The Covenant Journal: A Commentary on the Church

Choice

"When power leads us to arrogance, poetry reminds us of our limitations. When power narrows the area of our concern, poetry reminds us of the richness and diversity of our existence. When power corrupts, poetry cleanses."

When John Kennedy spoke these words, he likely thought of them in relation to the state. In our time, I hear them equally in relation to the church. Our common need for poetry in both has never been more obvious and demanding. Nor has our capacity for the ecclesial stewardship of the parables of Jesus -- our poetry -- to understand and appreciate the metaphor of life ever been more in want. In few places is this more evident over this past decade or so than in those dioceses -- including the Diocese of Tennessee -- where there has been precious little "poetry," but only denial, grandiosity, and rampant power together with all the movements and systems that will use almost any means to achieve such control.

Pretentiousness has led Tennessee beyond our limits both financially and spiritually, and those always questionable "big holy audacious goals" rather have been swamped by it. The fear of our common humanity has insulted God's imagination, thus narrowed our vision and blinded us to the richness and diversity of our Anglican heritage. Our incestuous deployment and placement practices have sapped our will to be faithful and compromised our stewardship of the Gospel.

We are faced now in the forthcoming election with the critical choice of a new bishop for the Diocese of Tennessee. Our collegial polity by which we make such choices has been severely compromised over this decade by the understandable indifference of the laity and the inexcusable and embarrassing intimidation of the clergy. The Primates, by asking us to suspend elections for a time, may have unintentionally blessed us, for using that time with common prayer and study, we may yet regain the balance necessary to make an intelligent choice.

How we choose and how we face the change that demands that we choose takes the measure of our spiritual maturity. It requires both courage -- Hemingway's "grace under pressure" -- and wisdom.

Wisdom is not only a matter of the mind but of the intuition and the heart. As the Book of Proverbs attests, there is a radical and refreshing feminine consciousness about wisdom, a consciousness we do well to embrace for our enlightenment and leavening as we move into this time of choosing.

John Hines, onetime presiding bishop, said that "A bishop's job is to keep his church family on the firing line of the world's most desperate needs and to learn to accept the exquisite penalty of such an exposed position." Indeed, how can Christians evangelize when the most visible cause they proclaim isn't Christ crucified but sexual conformity? The Gospel is not about sex. It's about conversion of life, suffering servanthood, love, freedom from fear, self-denial, giving up illusions of control, and embracing God's in-breaking kingdom.
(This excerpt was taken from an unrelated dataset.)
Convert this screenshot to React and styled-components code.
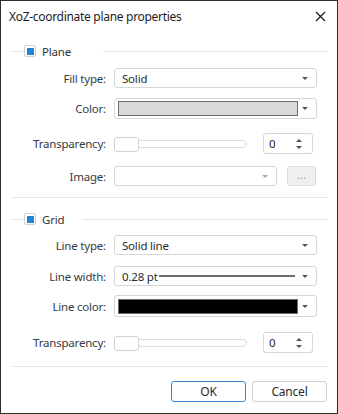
import React from 'react';
import styled, { createGlobalStyle } from 'styled-components';

const GlobalStyle = createGlobalStyle`
  html, body {
    margin: 0;
    padding: 0;
    background: #fff;
  }
  body {
    font-family: 'Segoe UI', 'Noto Sans', sans-serif;
    font-size: 11.5px;
    letter-spacing: -0.2px;
    color: #333;
  }
`;

const Dialog = styled.div`
  box-sizing: border-box;
  width: 338px;
  height: 414px;
  border: 1px solid #2d2d2d;
  background: #fff;
  display: flex;
  flex-direction: column;
`;

const TitleBar = styled.div`
  display: flex;
  align-items: center;
  justify-content: space-between;
  height: 31px;
  padding: 0 11px 0 8px;
`;

const Title = styled.div`
  font-size: 12px;
  letter-spacing: -0.3px;
  color: #1e1e1e;
`;

const CloseButton = styled.button`
  border: none;
  background: none;
  padding: 0;
  width: 11px;
  height: 11px;
  display: flex;
  cursor: pointer;
`;

const Body = styled.div`
  padding: 0 10px 0 11px;
  flex: 1;
  display: flex;
  flex-direction: column;
`;

const SectionHeader = styled.div`
  display: flex;
  align-items: center;
  height: 12px;
  margin-top: ${(p) => p.top}px;
`;

const HeaderLine = styled.div`
  height: 1px;
  background: #e6e6e6;
  flex: ${(p) => (p.grow ? 1 : 'none')};
  width: ${(p) => (p.grow ? 'auto' : '11px')};
  margin-left: ${(p) => p.gap || 0}px;
`;

const CheckBox = styled.span`
  box-sizing: border-box;
  width: 12px;
  height: 12px;
  margin-left: 1px;
  border: 1px solid #d2d2d2;
  border-radius: 2px;
  display: flex;
  align-items: center;
  justify-content: center;
  &::after {
    content: '';
    width: 7px;
    height: 7px;
    background: #1f88cf;
  }
`;

const HeaderText = styled.span`
  margin-left: 6px;
  color: #333;
`;

const Row = styled.div`
  display: grid;
  grid-template-columns: 94px 1fr;
  column-gap: 8px;
  align-items: center;
  margin-top: ${(p) => p.top}px;
  padding-right: 10px;
`;

const Label = styled.div`
  text-align: right;
  color: #333b47;
  white-space: nowrap;
`;

const Select = styled.div`
  box-sizing: border-box;
  height: ${(p) => p.h || 20}px;
  width: ${(p) => (p.w ? `${p.w}px` : '100%')};
  border: 1px solid #d6d6d6;
  border-radius: 3px;
  background: #fff;
  display: flex;
  align-items: center;
  padding: 0 8px 0 ${(p) => (p.swatch ? 3 : 7)}px;
  gap: ${(p) => (p.swatch ? 4 : 6)}px;
`;

const SelectValue = styled.span`
  flex: 1;
  display: flex;
  align-items: center;
  color: #2a2a2a;
  white-space: nowrap;
`;

const Swatch = styled.span`
  flex: 1;
  box-sizing: border-box;
  height: 15px;
  background: ${(p) => p.color};
  border: 1px solid #6e6e6e;
`;

const WidthLine = styled.span`
  flex: 1;
  height: 2px;
  background: #6b6b6b;
  margin: 0 1px 0 1px;
`;

const Arrow = styled.span`
  width: 0;
  height: 0;
  border-left: 3px solid transparent;
  border-right: 3px solid transparent;
  border-top: 3px solid ${(p) => (p.disabled ? '#a8a8a8' : '#555')};
`;

const InlineGroup = styled.div`
  display: flex;
  align-items: center;
  gap: ${(p) => p.gap}px;
`;

const Track = styled.div`
  position: relative;
  box-sizing: border-box;
  width: 133px;
  height: 8px;
  border: 1px solid #dcdcdc;
  border-radius: 4px;
  background: #fff;
`;

const Thumb = styled.div`
  position: absolute;
  left: -1px;
  top: -4px;
  box-sizing: border-box;
  width: 25px;
  height: 15px;
  background: #fff;
  border: 1px solid #d2d2d2;
  border-radius: 3px;
`;

const SpinBox = styled.div`
  box-sizing: border-box;
  width: 50px;
  height: 21px;
  border: 1px solid #d6d6d6;
  border-radius: 3px;
  display: flex;
  align-items: center;
  justify-content: space-between;
  padding: 0 10px 0 5px;
  color: #2a2a2a;
`;

const SpinArrows = styled.span`
  display: flex;
  flex-direction: column;
  gap: 4px;
  &::before, &::after {
    content: '';
    width: 0;
    height: 0;
    border-left: 3px solid transparent;
    border-right: 3px solid transparent;
  }
  &::before {
    border-bottom: 3px solid #555;
  }
  &::after {
    border-top: 3px solid #555;
  }
`;

const DotsButton = styled.button`
  box-sizing: border-box;
  width: 29px;
  height: 20px;
  border: 1px solid #dcdcdc;
  border-radius: 3px;
  background: #f0f0f0;
  color: #a0a0a0;
  font-family: inherit;
  font-size: 11px;
  padding: 0 0 4px;
  line-height: 1;
`;

const Separator = styled.div`
  height: 1px;
  background: #e6e6e6;
  margin-top: ${(p) => p.top}px;
`;

const Footer = styled.div`
  display: flex;
  justify-content: flex-end;
  gap: 6px;
  margin-top: 14px;
`;

const Button = styled.button`
  box-sizing: border-box;
  width: 75px;
  height: 21px;
  border: 1px solid ${(p) => (p.primary ? '#3d84c6' : '#d0d0d0')};
  border-radius: 3px;
  background: #fff;
  color: #2a2a2a;
  font-family: inherit;
  font-size: 12px;
  letter-spacing: -0.2px;
  padding: 0;
`;

const SectionTitle = ({ text, gap, top }) => (
  <SectionHeader top={top}>
    <HeaderLine />
    <CheckBox />
    <HeaderText>{text}</HeaderText>
    <HeaderLine grow gap={gap} />
  </SectionHeader>
);

const Slider = () => (
  <InlineGroup gap={16}>
    <Track>
      <Thumb />
    </Track>
    <SpinBox>
      <span>0</span>
      <SpinArrows />
    </SpinBox>
  </InlineGroup>
);

const App = () => (
  <>
    <GlobalStyle />
    <Dialog>
      <TitleBar>
        <Title>XoZ-coordinate plane properties</Title>
        <CloseButton aria-label='Close'>
          <svg width='11' height='11' viewBox='0 0 11 11'>
            <path d='M1 1 L10 10 M10 1 L1 10' stroke='#1a1a1a' strokeWidth='1.2' />
          </svg>
        </CloseButton>
      </TitleBar>
      <Body>
        <SectionTitle text='Plane' gap={32} top={13} />

        <Row top={11}>
          <Label>Fill type:</Label>
          <Select>
            <SelectValue>Solid</SelectValue>
            <Arrow />
          </Select>
        </Row>

        <Row top={10}>
          <Label>Color:</Label>
          <Select h={21} swatch>
            <Swatch color='#d9d9d9' />
            <Arrow />
          </Select>
        </Row>

        <Row top={14}>
          <Label>Transparency:</Label>
          <Slider />
        </Row>

        <Row top={12}>
          <Label>Image:</Label>
          <InlineGroup gap={10}>
            <Select w={163}>
              <SelectValue />
              <Arrow disabled />
            </Select>
            <DotsButton disabled>...</DotsButton>
          </InlineGroup>
        </Row>

        <Separator top={11} />

        <SectionTitle text='Grid' gap={18} top={15} />

        <Row top={10}>
          <Label>Line type:</Label>
          <Select>
            <SelectValue>Solid line</SelectValue>
            <Arrow />
          </Select>
        </Row>

        <Row top={11}>
          <Label>Line width:</Label>
          <Select>
            <SelectValue>
              0.28 pt
              <WidthLine />
            </SelectValue>
            <Arrow />
          </Select>
        </Row>

        <Row top={9}>
          <Label>Line color:</Label>
          <Select h={22} swatch>
            <Swatch color='#000' />
            <Arrow />
          </Select>
        </Row>

        <Row top={15}>
          <Label>Transparency:</Label>
          <Slider />
        </Row>

        <Separator top={13} />

        <Footer>
          <Button primary>OK</Button>
          <Button>Cancel</Button>
        </Footer>
      </Body>
    </Dialog>
  </>
);

export default App;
May whomever we choose to serve and lead us not only come here to influence others, but to be open to influence, not only to acknowledge and respect the freedom of another, but seek to enhance the other's capacity to make a difference. May whomever we choose serve with us to achieve a collegial bond of caring that the world may then know that we are Christ's and know so by the way we love one another. Such poetry can only cleanse. There is no greater and no more faithful evangelism.